>> BEGIN Stored data

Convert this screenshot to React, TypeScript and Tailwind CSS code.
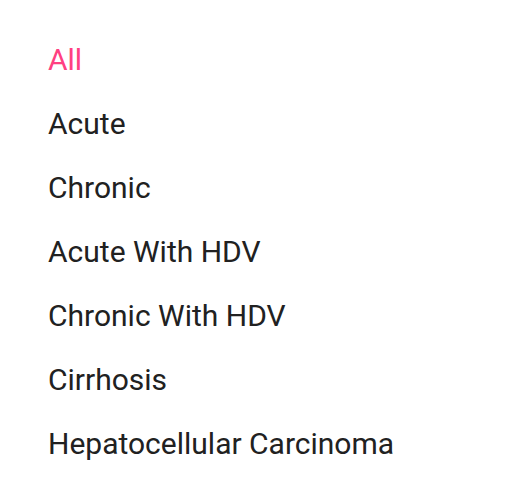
const items = [
  "All",
  "Acute",
  "Chronic",
  "Acute With HDV",
  "Chronic With HDV",
  "Cirrhosis",
  "Hepatocellular Carcinoma",
];

export default function App() {
  return (
    <div className="w-[512px] h-[504px] bg-white pt-[27px] font-['Roboto',sans-serif]">
      <ul className="flex flex-col">
        {items.map((item, i) => (
          <li
            key={item}
            className={
              "h-[64px] flex items-center pl-[48px] text-[30px] " +
              (i === 0 ? "text-[#ff4081]" : "text-[#212121]")
            }
          >
            {item}
          </li>
        ))}
      </ul>
    </div>
  );
}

>> END Stored data

--- Written exercise ---
Do not copy the pictures, but repeat every line exactly.

--- The output ---
Convert this screenshot to React, TypeScript and Tailwind CSS code.
const items = [
  "All",
  "Acute",
  "Chronic",
  "Acute With HDV",
  "Chronic With HDV",
  "Cirrhosis",
  "Hepatocellular Carcinoma",
];

export default function App() {
  return (
    <div className="w-[512px] h-[504px] bg-white pt-[27px] font-['Roboto',sans-serif]">
      <ul className="flex flex-col">
        {items.map((item, i) => (
          <li
            key={item}
            className={
              "h-[64px] flex items-center pl-[48px] text-[30px] " +
              (i === 0 ? "text-[#ff4081]" : "text-[#212121]")
            }
          >
            {item}
          </li>
        ))}
      </ul>
    </div>
  );
}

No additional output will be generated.